On top of that, I have PMDD (basically really bad PMS) that was taking me through a crazy roller coaster every month from high highs to low lows, anger, fatigue, irritability, depression, feeling out of control, sleep problems, etc. etc. etc. And my husband took the brunt of these things more than anyone. You can imagine it wasn’t helping our chemistry together.

So a couple months ago I stopped taking birth control, on the idea that maybe the hormones (although I was on a low-dose and had tried various pills) were contributing to the PMDD and low libido.

I don’t remember always feeling like this, so I was going to try anything I could to change. The intense hormones I was experiencing were causing me to doubt my feelings for my husband, which was very scary because quite simply, I adore my husband.

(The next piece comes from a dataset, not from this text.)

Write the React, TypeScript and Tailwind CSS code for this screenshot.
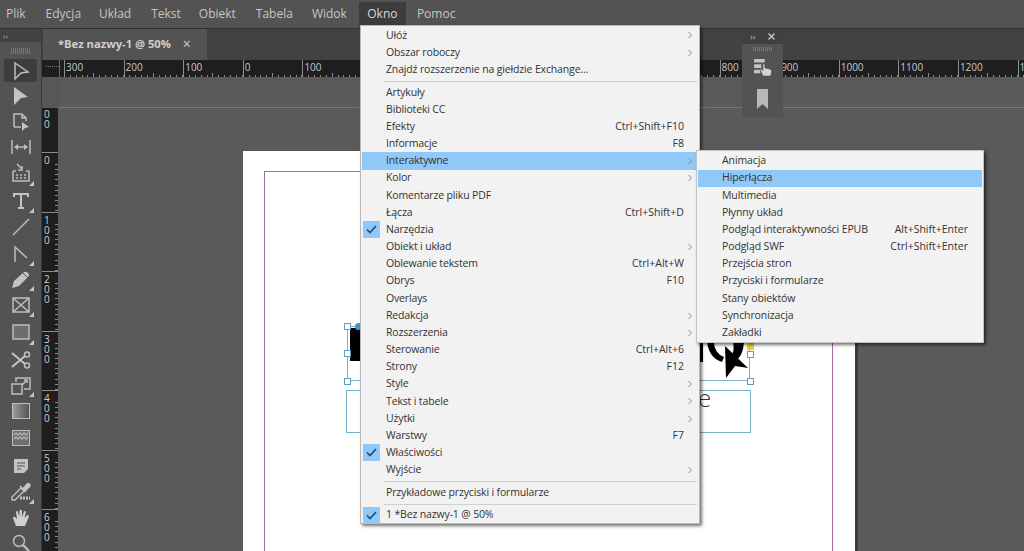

The breaking point came in conjunction with reading about the foods I was supposed to avoid and experiencing continued frustration with my libido. On top of which I was dealing with the chronic issues and really not understanding what was going on with my body, consequently spiraling into a very bad depression.

I started researching about hormone replacement therapy and came across Dr. Shelley Alexander at New You Health Studio. She is a Doctor of Osteopathic Medicine with a new business not far from me. I had a free consultation with her and was sold after 30 minutes.

Dr. Alexander’s office is in a very well-to-do area of town, and while this type of medical treatment is not covered by insurance, I decided I would not let society or money dictate what my life was going to look like. I just simply did not care about the cost, being at my wits end, and I didn’t want to look back on my life and think, I wish I would have done things differently.